Sudurpaschim Province
Incidents of domestic violence unchecked in Achham
As many as 129 cases of domestic violence were registered at the police over the past 28 months. Many go unreported.Menuka Dhungana
A 38-year-old woman from Mangalsen, the district headquarters of Achham, works as a daily wage earner from dawn to dusk for her livelihood. She works menial jobs including crushing pebbles, carrying loads and working as a field hand. She works nearly double what other people generally do for survival. She has three daughters (one of whom is married), two sons and a husband.
“I work hard and earn some money to manage family expenses. But I dread going home in the evening each day,” the woman said. “My husband, under the influence of alcohol, can attack me as well as my daughters at any time.”
She said that her husband verbally abuses her and children using indecent words and beat them quite frequently.
The woman’s husband used to go to India for work in the past. But for the past year, he has been staying at home. She says that he regularly drinks alcohol and tortures the family members.
“I spend day time working outside home. I feel insecure at home. He may attack and kill me at any time,” said the woman, stating that she had to endure mental and physical torture at the hands of her husband. According to her, she lodged complaints against her husband for domestic violence with the local police several times. “But the police returned home urging us to settle the dispute at home,” she added.
Speaking to the Post, the woman said that she neither knew about the judicial committee at the local unit nor about the 16-day campaign against gender-based violence which concluded on Tuesday. “I don’t know about the 16-day activism,” she said. “Nobody informed me about it. Maybe some local women leaders attend such programmes.”
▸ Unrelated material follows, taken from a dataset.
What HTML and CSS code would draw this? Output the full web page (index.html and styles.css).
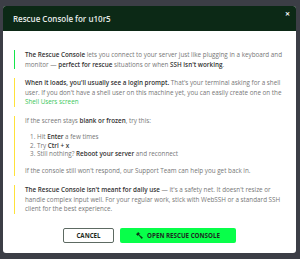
FILE: index.html
```html
<!DOCTYPE html>
<html lang="en">
<head>
    <meta charset="UTF-8">
    <title>Rescue Console</title>
    <link rel="stylesheet" href="styles.css">
</head>
<body>
    <div class="modal">
        <div class="modal-header">
            <span class="modal-title">Rescue Console for u10r5</span>
            <span class="modal-close">&#x2715;</span>
        </div>
        <div class="modal-body">
            <div class="note note-green">
                <p><b>The Rescue Console</b> lets you connect to your server just like plugging in a keyboard and monitor &mdash; <b>perfect for rescue</b> situations or when <b>SSH isn't working</b>.</p>
            </div>
            <div class="note">
                <p><b>When it loads, you'll usually see a login prompt.</b> That's your terminal asking for a shell user. If you don't have a shell user on this machine yet, you can easily create one on the <a href="#">Shell Users screen</a></p>
            </div>
            <div class="note">
                <p>If the screen stays <b>blank or frozen</b>, try this:</p>
                <ol>
                    <li>Hit <b>Enter</b> a few times</li>
                    <li>Try <b>Ctrl + x</b></li>
                    <li>Still nothing? <b>Reboot your server</b> and reconnect</li>
                </ol>
                <p>If the console still won't respond, our Support Team can help you get back in.</p>
            </div>
            <div class="note">
                <p><b>The Rescue Console isn't meant for daily use</b> &mdash; it's a safety net. It doesn't resize or handle complex input well. For your regular work, stick with WebSSH or a standard SSH client for the best experience.</p>
            </div>
        </div>
        <div class="modal-footer">
            <button class="btn btn-cancel">CANCEL</button>
            <button class="btn btn-open">
                <svg width="7" height="7" viewBox="0 0 16 16"><path d="M1 5 L5 1 L8 4 L6 6 L15 13 L13 15 L6 6 L4 8 Z" fill="#0d2a17" stroke="#0d2a17" stroke-width="1.5"/></svg>
                OPEN RESCUE CONSOLE
            </button>
        </div>
    </div>
</body>
</html>
```

FILE: styles.css
```css
body {
    margin: 0;
    background: #3c3e46;
    font-family: "Open Sans", Lato, sans-serif;
    width: 300px;
    height: 259px;
    overflow: hidden;
}
.modal {
    margin: 6px 4px 0 3px;
    background: #fff;
    border-radius: 3px;
    overflow: hidden;
    height: 247px;
    display: flex;
    flex-direction: column;
}
.modal-header {
    background: #0c2916;
    height: 25px;
    display: flex;
    align-items: center;
    justify-content: space-between;
    padding: 0 6px 0 10px;
    color: #fff;
}
.modal-title {
    font-size: 8px;
    font-weight: 600;
    color: #e8ece9;
}
.modal-close {
    font-size: 6px;
    font-weight: 700;
    align-self: flex-start;
    margin-top: 4px;
}
.modal-body {
    padding: 19px 4px 0 11px;
    display: flex;
    flex-direction: column;
    gap: 9px;
}
.note {
    border-left: 1px solid #ffe23a;
    padding: 0 0 0 10px;
    font-size: 6.3px;
    line-height: 9.6px;
    color: #777;
}
.note-green {
    border-left-color: #14e64b;
}
.note p {
    margin: 0;
}
.note b {
    font-weight: 600;
    color: #333;
}
.note a {
    color: #3cc75a;
    text-decoration: none;
}
.note ol {
    margin: 7.5px 0 7.5px 0;
    padding-left: 12px;
    line-height: 8.6px;
}
.modal-footer {
    display: flex;
    justify-content: center;
    gap: 6px;
    margin-top: auto;
    padding-bottom: 10px;
}
.btn {
    height: 15px;
    font-family: inherit;
    font-size: 6.2px;
    font-weight: 700;
    border-radius: 2px;
    display: flex;
    align-items: center;
    justify-content: center;
    gap: 4px;
    color: #1d2b22;
    cursor: pointer;
    padding: 0;
}
.btn-cancel {
    width: 51px;
    background: #fff;
    border: 1px solid #5d6a62;
}
.btn-open {
    width: 116px;
    background: #08ff4a;
    border: none;
}
```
Another woman from Kamalbajar Municipality-5 shares a similar ordeal. She claimed that her husband tortures her on various pretexts. “He beats me almost every day. The mother-in-law also joins him to beat me,” said the woman, a mother of three children. “They have ordered me to leave home. Where should I go?” She added that she visited the local police post five times over the past year seeking justice but to no avail.
Several organisations and local units work together to see to the successful launch of the 16-day activism to end violence against women each year. Rallies are organised, banners unfurled and slogans are chanted. But the situation of the target group, mainly women, doesn’t appear to have changed much.
Incidents of domestic violence are unchecked in Achham, a hill district of Sudurpaschim Province. Most of the victims complain that they were subjected to torture by their alcoholic husbands.
The data at the district police office mirrors the grim picture of domestic violence in the district. As many as 129 cases of domestic violence were registered at the police over the past 28 months. A total of 107 cases were settled while only 22 cases were moved forward for legal process. Meanwhile, many cases go unreported.
“Most of the incidents of domestic violence are between husband and wife,” said a police officer preferring anonymity. “Poverty, lack of education, unemployment, patriarchal structure of the society, among others, are the main causes behind the unchecked incidents of domestic violence.” The officer said many people did not report the incident of domestic violence fearing a damage to their social prestige.
Ideally, the campaign against gender-based violence aimed at mitigating gender violence should have been able to penetrate the social fabric that perpetuates gender violence but that was not the case in Achham where Chhaupadi is still practised despite regular intervention from the authorities.